Is there a way to undo moves?
No undo button exists. Every swap is permanent. This raises the stakes considerably because one bad move can cascade into disaster. I've accidentally swapped the wrong gems and watched my carefully planned setup collapse. The lack of undo is frustrating but probably necessary—the game would be too easy if you could experiment risk-free.
The Verdict
After 50+ levels and probably three hours of play, I'm still opening this game when I have ten minutes to kill. The core loop is solid enough to sustain extended sessions, and the difficulty spikes keep it from becoming mindless. The move restrictions force actual strategic thinking instead of just matching whatever sparkles.
The animation speed remains my biggest complaint. Watching gems fall for three seconds between moves breaks the flow, especially when you're trying to execute a complex multi-move strategy. A 2x speed option would make this game significantly better.
The lack of meta-progression will turn off players who need unlocks and upgrades to stay motivated. But for people who just want a pure puzzle experience without monetization hooks, this delivers. No ads, no timers, no premium currency. Just you, the board, and the move counter.

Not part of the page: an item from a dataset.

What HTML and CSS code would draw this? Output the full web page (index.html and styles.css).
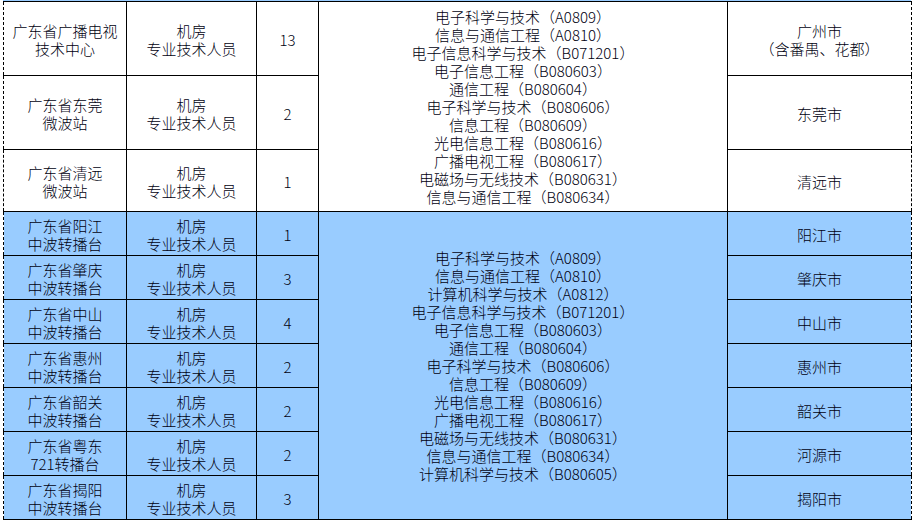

It's not groundbreaking. The match-3 genre has been done to death. But this version executes the fundamentals well enough that I keep coming back. The special gem combos provide enough depth to reward skillful play, and the move restrictions create genuine tension.
I'll probably play another 20 levels tonight. Maybe I'll finally crack level 28, which has been mocking me for the past hour. Or maybe I'll fail it another dozen times and rage-quit. Either way, I'll be thinking about gem patterns while I'm supposed to be doing other things. That's the mark of a decent puzzle game—it gets in your head and stays there.